You are viewing a plain text version of this content. The canonical link for it is here.
Posted to users@cocoon.apache.org by Peter Klotz <pk...@iconet.wn.bawue.de> on 2003/04/09 15:16:59 UTC

Help: XML Searching/Indexing with Cocoon

Hi,

(Cocoon 2.0.4)
I'm trying to generate a index such that a search would present me usefull
results. I have a pipeline that provides me all the XML content that I
want to index on. I found out that I have to have URLs in there that I
would later want to get as a result instead of just the content. So I see
that the Cocoon crawler looks for these URLs and retrieves them. But still
I get back as search result the URL that I used to retrieve the starting
XML data.
This is of course not at all what I want!

Probably I'm not understanding something principal here. I have defined a
view with label "content" and that label is defined in all generators that
provide the XML data.

<map:view name="content" from-label="content"
  <map:serialize type="links"/>
</map:view>

I can also see that when I use some url?content-view=content
that I get the correct XML content back, so that view seems to work.
Is that enough or do I have to use a "links" view?
BTW, I'm using the create-index.xsp and SearchGenerator from the
search-Sample in Cocoon.

Now the question is how can I specify what the result of a search should
look like, where do the links that I can click on as a result come from?
I thought that when I provide href="" in the XML to index these URLs will
be served when the string I'm searching on appears in the element that has
this link or?
Is there a way to look what's in the binary index files?

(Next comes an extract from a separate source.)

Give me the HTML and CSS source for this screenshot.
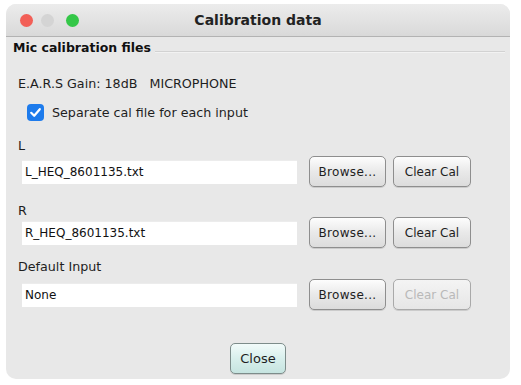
FILE: index.html
```html
<!DOCTYPE html>
<html>
<head>
<meta charset="utf-8">
<link rel="stylesheet" href="styles.css">
</head>
<body>
<div class="window">
  <div class="titlebar">
    <div class="lights">
      <span class="light red"></span>
      <span class="light gray"></span>
      <span class="light green"></span>
    </div>
    <div class="title">Calibration data</div>
  </div>
  <div class="content">
    <div class="legend">
      <span class="legend-text">Mic calibration files</span>
      <span class="legend-line"></span>
    </div>
    <div class="gain">E.A.R.S Gain: 18dB&nbsp;&nbsp;&nbsp;MICROPHONE</div>
    <label class="check-row">
      <span class="checkbox">
        <svg viewBox="0 0 17 17" width="17" height="17"><path d="M4.2 8.8 L7.2 11.8 L12.8 5.2" fill="none" stroke="#fff" stroke-width="2.2" stroke-linecap="round" stroke-linejoin="round"/></svg>
      </span>
      <span>Separate cal file for each input</span>
    </label>
    <div class="label l1">L</div>
    <div class="row">
      <div class="field">L_HEQ_8601135.txt</div>
      <button class="btn browse">Browse...</button>
      <button class="btn clear">Clear Cal</button>
    </div>
    <div class="label l2">R</div>
    <div class="row">
      <div class="field">R_HEQ_8601135.txt</div>
      <button class="btn browse">Browse...</button>
      <button class="btn clear">Clear Cal</button>
    </div>
    <div class="label l3">Default Input</div>
    <div class="row r3">
      <div class="field">None</div>
      <button class="btn browse">Browse...</button>
      <button class="btn clear disabled">Clear Cal</button>
    </div>
    <div class="footer">
      <button class="btn close">Close</button>
    </div>
  </div>
</div>
</body>
</html>
```
FILE: styles.css
```css
html, body {
  margin: 0;
  padding: 0;
  background: #ffffff;
}
body {
  font-family: "DejaVu Sans", "Liberation Sans", sans-serif;
  font-size: 12.7px;
  color: #1e1e1e;
}
.window {
  margin: 4px 0 0 6px;
  width: 504px;
  height: 375px;
  background: #e8e8e8;
  border-radius: 10px;
  overflow: hidden;
  display: flex;
  flex-direction: column;
}
.titlebar {
  height: 32px;
  flex: none;
  background: linear-gradient(#ececec, #d9d9d9);
  border-bottom: 1px solid #b3b3b3;
  display: flex;
  align-items: center;
  position: relative;
}
.lights {
  display: flex;
  gap: 8px;
  padding-left: 14px;
  margin-top: 1px;
}
.light {
  width: 13px;
  height: 13px;
  border-radius: 50%;
  display: block;
}
.red { background: #f25f57; }
.gray { background: #d4d4d4; }
.green { background: #34c748; }
.light.gray + .light.green { margin-left: 4px; }
.title {
  position: absolute;
  left: 0;
  right: 0;
  top: 0;
  bottom: 0;
  display: flex;
  align-items: center;
  justify-content: center;
  font-weight: bold;
  font-size: 14px;
  color: #222;
  pointer-events: none;
}
.content {
  flex: 1;
  display: flex;
  flex-direction: column;
}
.legend {
  height: 20px;
  display: flex;
  align-items: flex-end;
  padding-left: 7px;
  padding-right: 5px;
  gap: 4px;
}
.legend-text {
  font-weight: bold;
  font-size: 12.5px;
  color: #111;
  line-height: 18px;
}
.legend-line {
  flex: 1;
  height: 1px;
  background: #d2d2d2;
  border-bottom: 1px solid #f2f2f2;
  margin-bottom: 4px;
}
.gain {
  margin-top: 19px;
  height: 16px;
  line-height: 16px;
  padding-left: 12px;
}
.check-row {
  margin-top: 10px;
  height: 20px;
  display: flex;
  align-items: center;
  padding-left: 21px;
  gap: 8px;
}
.checkbox {
  width: 17px;
  height: 17px;
  border-radius: 4px;
  background: #1d7bec;
  display: flex;
}
.label {
  height: 14px;
  line-height: 14px;
  padding-left: 12px;
  margin-top: 16px;
}
.label.l1 { margin-top: 17px; }
.label.l2 { margin-top: 17px; }
.label.l3 { margin-top: 12px; }
.row {
  height: 31px;
  display: flex;
  align-items: center;
  padding-left: 16px;
  margin-top: 3px;
}
.label.l2 + .row { margin-top: -1px; }
.r3 { margin-top: 5px; }
.field {
  width: 275px;
  height: 24px;
  background: #fff;
  line-height: 24px;
  padding-left: 3px;
  box-sizing: border-box;
  font-size: 12px;
  color: #111;
  margin-right: 12px;
  box-shadow: inset 0 1px 0 #ececec;
}
.btn {
  font-family: inherit;
  font-size: 12px;
  height: 31px;
  border: 1px solid #8e8e8e;
  border-radius: 5px;
  background: linear-gradient(#fdfdfd, #e9e9e9 50%, #dcdcdc);
  color: #1e1e1e;
  padding: 0;
  box-shadow: 0 1px 0 rgba(0,0,0,0.12);
}
.browse { width: 77px; margin-right: 7px; letter-spacing: 0.3px; }
.clear { width: 78px; }
.disabled { color: #b9b9b9; border-color: #a9a9a9; background: linear-gradient(#f4f4f4, #e6e6e6); }
.footer {
  margin-top: 33px;
  display: flex;
  justify-content: center;
}
.close {
  width: 56px;
  height: 31px;
  background: linear-gradient(#f2fbfa, #d8efec 50%, #c6e4e0);
  border-color: #7d8c8a;
  font-size: 13px;
}
```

Please, please anybody explain this in a bit more detail!


Thanks, Peter



---------------------------------------------------------------------
To unsubscribe, e-mail: cocoon-users-unsubscribe@xml.apache.org
For additional commands, e-mail: cocoon-users-help@xml.apache.org


Re: Help: XML Searching/Indexing with Cocoon

Posted by Upayavira <uv...@upaya.co.uk>.
Peter,

> I saw this, but it only defines what should be indexed. You would then
> define in cocoon.xconf as configuration to cocoon-xml-indexer
> <store-fields>title</store-fields>
> <store-fields>summary</store-fields>
> 
> At least that is my interpretation of the source code of the XML
> indexer. But that piece of XML does not contain any URL that should be
> returned if the search finds some text in title or summary? So how
> should it work then?

As you can see from:

http://archives.real-time.com/pipermail/cocoon-users/2002-December/026935.html

The feature I want is only present in 2.1, i.e. to display some useful text along with 
the 
URL.
  
> the search would maybe return the URL that produced this XML?
> But in my case it crawls URLS and still does not return these URLS.
> 
> > I only spotted this a few days ago (original message 18 March), but
> > have not yet got a  response to my posting of a few days ago.
> 
> I'm not sure whether you need these "well-known" view names "content"
> "links" or both?

Okay. In cocoon.xconf you need to specify a view that is used to gather content 
and a 
view that is used to gather links for crawling.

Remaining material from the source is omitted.